This is actually a book review for the book The Power of a Praying Wife by Stormie Omartian. This book was recommended to me by several people, especially those who saw me reading it. I’ll admit that because of the high expectation that I had of the book based on the high praises I received about it, I did not find the book to match up to my expectations. Overall, it had a lot of great ideas for how to pray for my husband, and it was formatted in a way that made it easy for me to plan my prayers. But it sort of seemed like the author had her own way of dealing with her husband, in terms of how she presented herself and what pleased her husband, that she portrayed as necessary for all women to have to do. All men are different, and while they might have similarities, they do not all have the same needs and there is no textbook answer of how to meet our husband’s needs.
Nevertheless, I did learn some good points that I believe will strengthen my marriage and help me to be more strategic in my prayers. One thing I learned is to “shut up and pray.” I’ve learned from experience that when my husband is struggling with something, he gets upset at me if I tell him what to do. He does not want me to belittle him; he wants me to trust him. When I can’t trust him, I pray, because I can trust God to intervene. Either God will change my husband’s mind, or He will soften my heart to the issue. It is better to pray for my husband and to let God be the one to tell him what to do. Instead of criticizing everything he does wrong, when I see him doing something I don’t like, I should let God speak. What he is doing may be totally wrong, or it might be exactly what God wants him to do, but I have to let God make that decision, not me.
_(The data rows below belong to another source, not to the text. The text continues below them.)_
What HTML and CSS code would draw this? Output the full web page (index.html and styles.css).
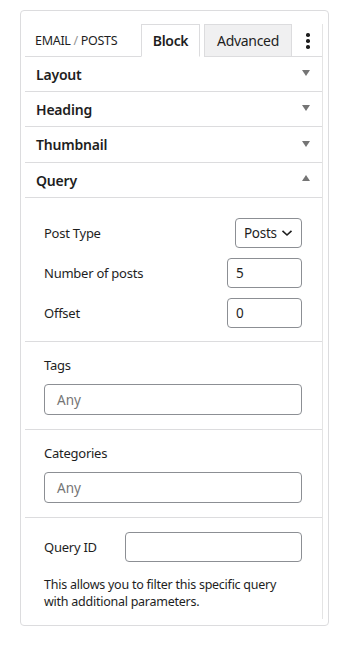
FILE: index.html
```html
<!DOCTYPE html>
<html>
<head>
<meta charset="utf-8">
<link rel="stylesheet" href="styles.css">
</head>
<body>
<div class="card">
  <div class="panel">
    <div class="tabs">
      <div class="crumb">EMAIL <span class="sep">/</span> POSTS</div>
      <div class="tab active">Block</div>
      <div class="tab">Advanced</div>
      <div class="kebab"><span></span><span></span><span></span></div>
    </div>
    <div class="section-head"><span>Layout</span><span class="arrow down"></span></div>
    <div class="section-head"><span>Heading</span><span class="arrow down"></span></div>
    <div class="section-head"><span>Thumbnail</span><span class="arrow down"></span></div>
    <div class="section-head"><span>Query</span><span class="arrow up"></span></div>
    <div class="group rows">
      <div class="row">
        <span class="label">Post Type</span>
        <div class="select"><span>Posts</span><svg width="12" height="8" viewBox="0 0 12 8"><path d="M1.5 1.8 L6 6 L10.5 1.8" fill="none" stroke="#1e1e1e" stroke-width="1.6"/></svg></div>
      </div>
      <div class="row">
        <span class="label">Number of posts</span>
        <div class="input small">5</div>
      </div>
      <div class="row">
        <span class="label">Offset</span>
        <div class="input small">0</div>
      </div>
    </div>
    <div class="group stack">
      <span class="label">Tags</span>
      <div class="input wide placeholder">Any</div>
    </div>
    <div class="group stack">
      <span class="label">Categories</span>
      <div class="input wide placeholder">Any</div>
    </div>
    <div class="group last">
      <div class="row qid">
        <span class="label qlabel">Query ID</span>
        <div class="input qinput"></div>
      </div>
      <p class="help">This allows you to filter this specific query with additional parameters.</p>
    </div>
  </div>
</div>
</body>
</html>
```
FILE: styles.css
```css
* { box-sizing: border-box; }
body {
  margin: 0;
  background: #fff;
  font-family: "Noto Sans", "Open Sans", sans-serif;
  color: #1e1e1e;
}
.card {
  margin: 10px 0 0 20px;
  width: 309px;
  height: 616px;
  border: 1px solid #dcdcde;
  border-radius: 4px;
  padding: 13px 5px 6px 4px;
}
.panel {
  height: 100%;
  border-right: 1px solid #e4e4e4;
}
.tabs {
  display: flex;
  align-items: flex-end;
  height: 33px;
  position: relative;
}
.crumb {
  font-size: 12.5px;
  width: 116px;
  height: 100%;
  padding: 8px 0 0 10px;
  border-bottom: 1px solid #dcdcde;
  letter-spacing: -0.3px;
}
.crumb .sep { color: #949494; }
.tab {
  height: 100%;
  font-size: 14px;
  padding-top: 6px;
  text-align: center;
  border: 1px solid #dcdcde;
  letter-spacing: -0.3px;
}
.tab.active {
  width: 59px;
  font-weight: 600;
  border-bottom-color: #fff;
  background: #fff;
}
.tab:not(.active) {
  width: 88px;
  margin-left: 4px;
  background: #f0f0f1;
}
.kebab {
  flex: 1;
  height: 100%;
  border-bottom: 1px solid #dcdcde;
  display: flex;
  flex-direction: column;
  align-items: center;
  gap: 2.5px;
  padding-top: 9px;
  padding-left: 2px;
}
.kebab span {
  width: 3.5px;
  height: 3.5px;
  border-radius: 50%;
  background: #1e1e1e;
}
.section-head {
  height: 35px;
  border-bottom: 1px solid #dcdcde;
  display: flex;
  align-items: center;
  justify-content: space-between;
  padding: 0 12px 0 11px;
  font-size: 14px;
  font-weight: 600;
  letter-spacing: -0.2px;
}
.section-head:nth-of-type(4) { height: 36px; }
.arrow {
  width: 0;
  height: 0;
  border-left: 4.5px solid transparent;
  border-right: 4.5px solid transparent;
}
.arrow.down { border-top: 6px solid #757575; margin-top: -2px; }
.arrow.up { border-bottom: 6px solid #757575; margin-top: -4px; }
.label {
  font-size: 13px;
  letter-spacing: -0.25px;
}
.group {
  border-bottom: 1px solid #dcdcde;
  padding: 0 20px 0 19px;
}
.rows {
  padding-top: 20px;
  padding-bottom: 13px;
  display: flex;
  flex-direction: column;
  gap: 10px;
}
.row {
  display: flex;
  align-items: center;
  justify-content: space-between;
}
.select {
  width: 67px;
  height: 30px;
  border: 1px solid #8c8f94;
  border-radius: 4px;
  display: flex;
  align-items: center;
  gap: 4px;
  padding-left: 8px;
  font-size: 13.5px;
  letter-spacing: -0.3px;
}
.input {
  height: 30px;
  border: 1px solid #8c8f94;
  border-radius: 4px;
  font-size: 13.5px;
  display: flex;
  align-items: center;
  padding-left: 8px;
}
.input.small { width: 75px; }
.stack {
  padding-top: 14px;
  padding-bottom: 14px;
  display: flex;
  flex-direction: column;
  gap: 10px;
}
.input.wide {
  height: 31px;
  padding-left: 12px;
}
.placeholder { color: #757575; }
.last {
  border-bottom: none;
  padding-top: 14px;
}
.qid { justify-content: flex-start; }
.qlabel { width: 81px; }
.qinput { flex: 1; height: 30px; }
.help {
  margin: 14px 0 0;
  font-size: 12.5px;
  line-height: 17px;
  letter-spacing: -0.25px;
}
```
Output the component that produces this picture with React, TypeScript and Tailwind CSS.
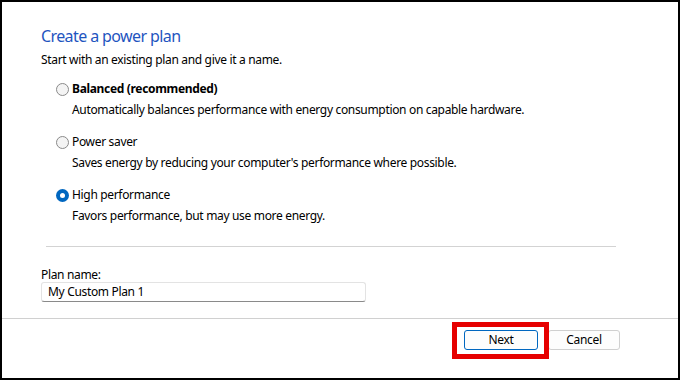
const Radio = ({ checked }: { checked?: boolean }) =>
	checked ? (
		<span className="w-[13px] h-[13px] rounded-full bg-[#0067c0] flex items-center justify-center shrink-0">
			<span className="w-[5px] h-[5px] rounded-full bg-white" />
		</span>
	) : (
		<span className="w-[13px] h-[13px] rounded-full border border-[#8a8a8a] bg-[#f4f4f4] shrink-0" />
	);

const plans = [
	{ name: "Balanced (recommended)", desc: "Automatically balances performance with energy consumption on capable hardware.", bold: true },
	{ name: "Power saver", desc: "Saves energy by reducing your computer's performance where possible." },
	{ name: "High performance", desc: "Favors performance, but may use more energy.", checked: true },
];

const App = () => {
	return (
		<div className="w-[680px] h-[380px] border-2 border-black bg-white flex flex-col text-black font-['Segoe_UI','Noto_Sans',sans-serif] text-[12px] tracking-[-0.33px]">
			<div className="flex-1 pl-[39px] pt-[24px]">
				<h1 className="text-[16px] leading-[20px] tracking-[-0.6px] text-[#1f55bf]">Create a power plan</h1>
				<p className="mt-[6px] leading-[16px]">Start with an existing plan and give it a name.</p>

				{plans.map((p, i) => (
					<div key={p.name} className={i === 0 ? "mt-[13px] ml-[15px]" : "mt-[16px] ml-[15px]"}>
						<label className="flex items-center gap-[3px] leading-[16px]">
							<Radio checked={p.checked} />
							<span className={p.bold ? "font-bold" : ""}>{p.name}</span>
						</label>
						<div className="mt-[5px] ml-[16px] leading-[16px]">{p.desc}</div>
					</div>
				))}

				<div className="mt-[22px] ml-[5px] w-[570px] h-px bg-[#d3d3d3]" />

				<div className="mt-[21px] leading-[14px]">Plan name:</div>
				<div className="w-[325px] h-[20px] border border-[#e3e3e3] border-b-[#8a8a8a] rounded-[3px] flex items-center px-[6px] leading-[16px]">
					My Custom Plan 1
				</div>
			</div>

			<div className="h-[60px] border-t border-[#d0d0d0] flex justify-end items-start pt-[11px] pr-[58px] gap-[10px]">
				<div className="relative">
					<button className="w-[74px] h-[20px] rounded-[3px] border border-[#0067c0] bg-[#fdfdfd] leading-[16px]">Next</button>
					<div className="absolute -left-[12px] -top-[8px] -right-[11px] -bottom-[9px] border-[5px] border-[#e60000]" />
				</div>
				<button className="w-[72px] h-[20px] rounded-[3px] border border-[#d0d0d0] bg-[#fdfdfd] leading-[16px]">Cancel</button>
			</div>
		</div>
	);
};

export default App;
The book is formatted with information about an area of life to pray for your husband, an example prayer, and finally key verses that can help guide your own personal prayers. The book contains thirty chapters of areas to pray for your husband, one for each day of the month. The first chapter, the longest chapter, is a prayer for his wife. That’s me. We often want to change our spouses, but it turns out that God is stirring in our hearts the desire to change. We might get frustrated that our husbands do things we don’t like, especially if they did not do those things when we were dating. But maybe the problem is not with our husbands. Maybe it’s our perception of what he is doing that is wrong. We should pray for ourselves first, to have an attitude that reflects Christ and a submissive heart that encourages our husband and does not tear him down. We should also be reading the Word of God and praying the Scriptures over our husbands. God’s Word can help guide and direct our prayers.
I believe that the point of the book is to develop a discipline of spending time in prayer with the Lord. When your first priority is your husband, you are not inclined to make time for God. But when your husband starts to do things that annoy you or worry you, that’s when God starts to grab your attention. That’s when you turn to Him again. And you can try as hard as you want to make your husband change, but only God can do that.
After reading this book, my plan is to see what my husband struggles with and pray for something new each day. If I have to confront my husband on something, I will bring it to the Lord first. It may involve simply praying about it. But, with the Lord’s guiding, it may also involve having a graceful conversation about the issue.
I pray for unity in your marriage, and for God to speak to your heart as you pray on behalf of your husband. Whether you want to change your husband’s habits, or you genuinely care about his salvation and his obedience to the Lord, God hears you and He is able to answer your prayer in such a perfect way.